A team of researchers from Stanford University have determined that failure to meet climate mitigation goals set out in the Paris Climate Agreement could cost the planet trillions over the next century, highlighting less the climate and environmental benefits of achieving these targets but more the economic risks attendant with ignoring these targets.
Much has been made of the Paris Agreement’s goal of holding global warming to 2°C above pre-industrial levels, and the aspirational target of holding levels to 1.5°C. The impact to the planet could be catastrophic, from a human population point of view, and a lot of the focus has been centred around these environmental and climate impacts.

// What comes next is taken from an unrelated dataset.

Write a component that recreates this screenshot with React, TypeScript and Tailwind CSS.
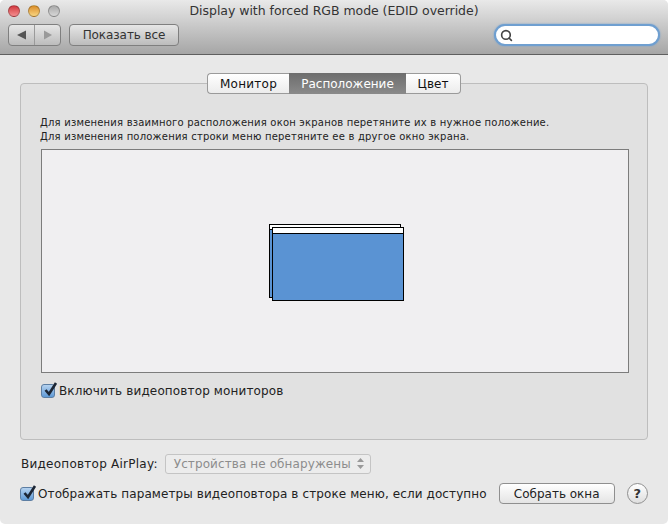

However, up to now, the economic benefits of achieving these targets have yet to be quantified, a task a team of Stanford University researchers set out to achieve in a new study published in the journal Nature, entitled Large potential reduction in economic damages under UN mitigation targets.
“Over the past century we have already experienced a 1-degree increase in global temperature, so achieving the ambitious targets laid out in the Paris Agreement will not be easy or cheap,” said Marshall Burke, assistant professor of Earth system science in the School of Earth, Energy & Environmental Sciences and lead author of the study. “We need a clear understanding of how much economic benefit we’re going to get from meeting these different targets.”
The researchers concluded that there is a 75% chance that limiting global warming to 1.5°C instead of 2°C would reduce economic damages and a more than 60% chance that the accumulated benefits of doing so could exceed $20 trillion.
The goal of the Stanford researchers was to study how economic performance over the past 50 years correlated with global temperature changes across the planet, then compare these findings with climate model projections of how temperatures might change in the future. They found that a vast majority of countries — which, collectively, account for 90% of the world’s population — would benefit economically from limiting global warming to 1.5°C instead of 2°C — including the world’s three largest economies, the United States, China, and Japan. Beyond the significant benefits to significant economies such as these, however, the researchers also showed that even small reductions in future warmings across some of the world’s poorest regions could yield notable increases in per capita gross domestic product (GDP).
“The countries likely to benefit the most are already relatively hot today,” said Burke. “The historical record tells us that additional warming will be very harmful to these countries’ economies, and so even small reductions in future warming could have large benefits for most countries.”
The projected costs highlighted in the research stem from dealing with extreme climate events, lower agricultural productivity, and worsening human health. In addition, the researchers compared global economic growth in a world where countries achieve their individual Paris Agreement goals — which research has shown may only lead to holding global warming to 3°C — as compared with the actual goals of the Paris Agreement and found that this failure would likely substantially reduce economic growth.
“It is clear from our analysis that achieving the more ambitious Paris goals is highly likely to benefit most countries – and the global economy overall – by avoiding more severe economic damages,” explained Noah Diffenbaugh, professor of Earth system science and paper co-author.